#### [Task requirements]
Would you transcribe the whole listing exactly, minus its pictures?

○ ○ ○ ○ ○

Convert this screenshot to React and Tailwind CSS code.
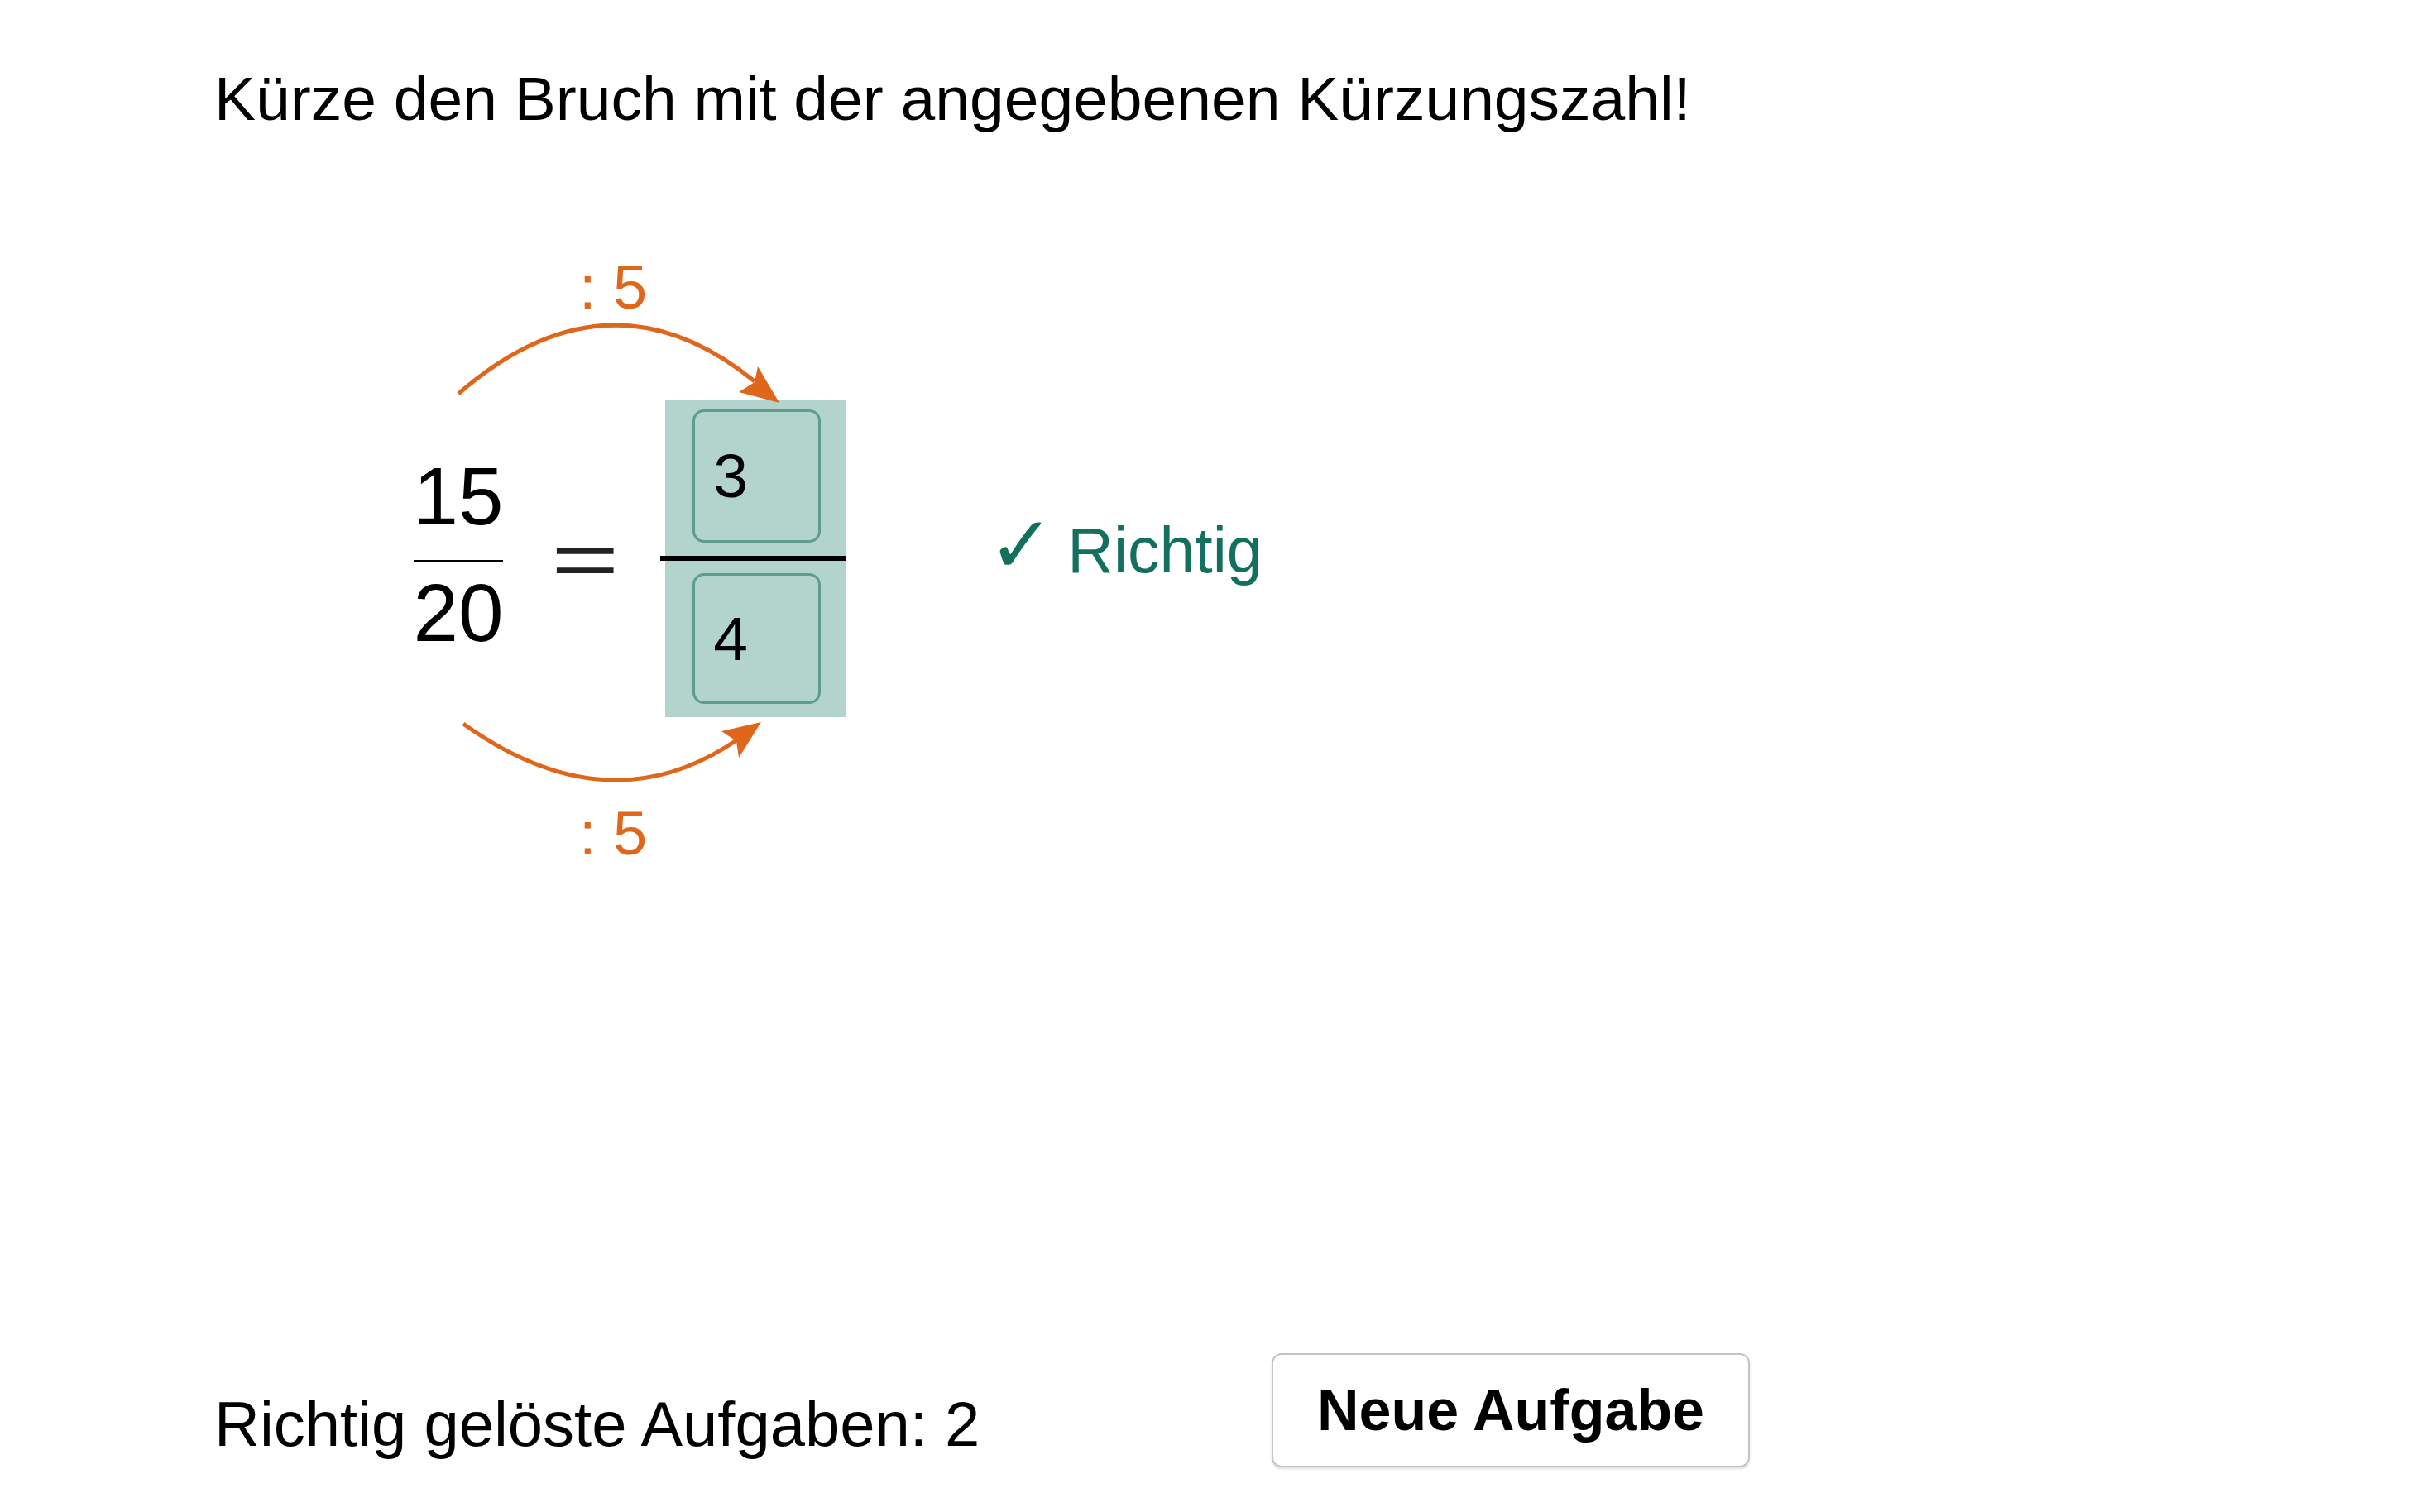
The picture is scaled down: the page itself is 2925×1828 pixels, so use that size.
import React from 'react';

const ORANGE = '#e0661c';

function Arrows() {
  // arcs drawn in page coordinates through the viewBox
  return (
    <svg
      className="absolute left-[241px] top-[-184px] w-[560px] h-[760px] pointer-events-none"
      viewBox="500 300 560 760"
      fill="none"
    >
      <path d="M554 476 Q736 318 912 461" stroke={ORANGE} strokeWidth="5" />
      <polygon points="942,487 893,474 912,462 916,443" fill={ORANGE} />
      <path d="M560 875 Q737 1001.5 893 893" stroke={ORANGE} strokeWidth="5" />
      <polygon points="920,873 893,916 890,896 872,884" fill={ORANGE} />
    </svg>
  );
}

function AnswerInput({ value, tall }) {
  return (
    <div
      className={`w-[155px] ${tall ? 'h-[161px]' : 'h-[158px]'} rounded-[14px] border-[3px] border-[#5c9d8f] flex items-center pl-[22px] text-[75px] leading-none text-black`}
    >
      {value}
    </div>
  );
}

export default function App() {
  return (
    <div className="min-h-screen bg-white font-['Liberation_Sans','DejaVu_Sans',sans-serif] text-black pl-[259px] pt-[82px]">
      <h1 className="text-[75px] leading-none font-normal">Kürze den Bruch mit der angegebenen Kürzungszahl!</h1>

      {/* exercise */}
      <div className="relative mt-[327px]">
        <Arrows />
        <span className="absolute left-[441px] top-[-173px] text-[74px] leading-none whitespace-pre text-[#e0661c]">: 5</span>
        <span className="absolute left-[441px] top-[487px] text-[74px] leading-none whitespace-pre text-[#e0661c]">: 5</span>

        <div className="flex items-start ml-[241px]">
          <div className="mt-[67px] w-[108px] flex flex-col items-center">
            <span className="text-[98px] leading-none">15</span>
            <div className="mt-[28px] h-[3px] w-full bg-black" />
            <span className="mt-[12px] text-[98px] leading-none">20</span>
          </div>

          <span className="ml-[72px] mt-[147px] text-[93px] leading-none scale-x-[1.52] text-[#222]">=</span>

          <div className="ml-[70px] w-[218px] h-[383px] bg-[#b3d3cd] flex flex-col pl-[33px] pt-[11px]">
            <AnswerInput value="3" tall />
            <div className="h-[37px] flex items-center">
              <div className="-ml-[39px] w-[228px] h-[6px] bg-black" />
            </div>
            <AnswerInput value="4" />
          </div>

          <div className="ml-[172px] mt-[127px] flex items-baseline text-[77px] leading-none text-[#13705f]">
            <span className="w-[96px] font-['DejaVu_Sans',sans-serif] text-[96px]">✓</span>
            <span>Richtig</span>
          </div>
        </div>
      </div>

      {/* footer */}
      <div className="mt-[769px] flex items-start">
        <span className="w-[1278px] mt-[48px] text-[76px] leading-none">Richtig gelöste Aufgaben: 2</span>
        <button className="w-[578px] h-[138px] rounded-[12px] border-2 border-[#c4c4c4] bg-white shadow-[0_2px_3px_rgba(0,0,0,0.12)] flex items-center justify-center text-[70px] leading-none font-bold text-black">
          Neue Aufgabe
        </button>
      </div>
    </div>
  );
}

○ ○ ○ ○ ○

#### [Problem solution]
Convert this screenshot to React and Tailwind CSS code.
The picture is scaled down: the page itself is 2925×1828 pixels, so use that size.
import React from 'react';

const ORANGE = '#e0661c';

function Arrows() {
  // arcs drawn in page coordinates through the viewBox
  return (
    <svg
      className="absolute left-[241px] top-[-184px] w-[560px] h-[760px] pointer-events-none"
      viewBox="500 300 560 760"
      fill="none"
    >
      <path d="M554 476 Q736 318 912 461" stroke={ORANGE} strokeWidth="5" />
      <polygon points="942,487 893,474 912,462 916,443" fill={ORANGE} />
      <path d="M560 875 Q737 1001.5 893 893" stroke={ORANGE} strokeWidth="5" />
      <polygon points="920,873 893,916 890,896 872,884" fill={ORANGE} />
    </svg>
  );
}

function AnswerInput({ value, tall }) {
  return (
    <div
      className={`w-[155px] ${tall ? 'h-[161px]' : 'h-[158px]'} rounded-[14px] border-[3px] border-[#5c9d8f] flex items-center pl-[22px] text-[75px] leading-none text-black`}
    >
      {value}
    </div>
  );
}

export default function App() {
  return (
    <div className="min-h-screen bg-white font-['Liberation_Sans','DejaVu_Sans',sans-serif] text-black pl-[259px] pt-[82px]">
      <h1 className="text-[75px] leading-none font-normal">Kürze den Bruch mit der angegebenen Kürzungszahl!</h1>

      {/* exercise */}
      <div className="relative mt-[327px]">
        <Arrows />
        <span className="absolute left-[441px] top-[-173px] text-[74px] leading-none whitespace-pre text-[#e0661c]">: 5</span>
        <span className="absolute left-[441px] top-[487px] text-[74px] leading-none whitespace-pre text-[#e0661c]">: 5</span>

        <div className="flex items-start ml-[241px]">
          <div className="mt-[67px] w-[108px] flex flex-col items-center">
            <span className="text-[98px] leading-none">15</span>
            <div className="mt-[28px] h-[3px] w-full bg-black" />
            <span className="mt-[12px] text-[98px] leading-none">20</span>
          </div>

          <span className="ml-[72px] mt-[147px] text-[93px] leading-none scale-x-[1.52] text-[#222]">=</span>

          <div className="ml-[70px] w-[218px] h-[383px] bg-[#b3d3cd] flex flex-col pl-[33px] pt-[11px]">
            <AnswerInput value="3" tall />
            <div className="h-[37px] flex items-center">
              <div className="-ml-[39px] w-[228px] h-[6px] bg-black" />
            </div>
            <AnswerInput value="4" />
          </div>

          <div className="ml-[172px] mt-[127px] flex items-baseline text-[77px] leading-none text-[#13705f]">
            <span className="w-[96px] font-['DejaVu_Sans',sans-serif] text-[96px]">✓</span>
            <span>Richtig</span>
          </div>
        </div>
      </div>

      {/* footer */}
      <div className="mt-[769px] flex items-start">
        <span className="w-[1278px] mt-[48px] text-[76px] leading-none">Richtig gelöste Aufgaben: 2</span>
        <button className="w-[578px] h-[138px] rounded-[12px] border-2 border-[#c4c4c4] bg-white shadow-[0_2px_3px_rgba(0,0,0,0.12)] flex items-center justify-center text-[70px] leading-none font-bold text-black">
          Neue Aufgabe
        </button>
      </div>
    </div>
  );
}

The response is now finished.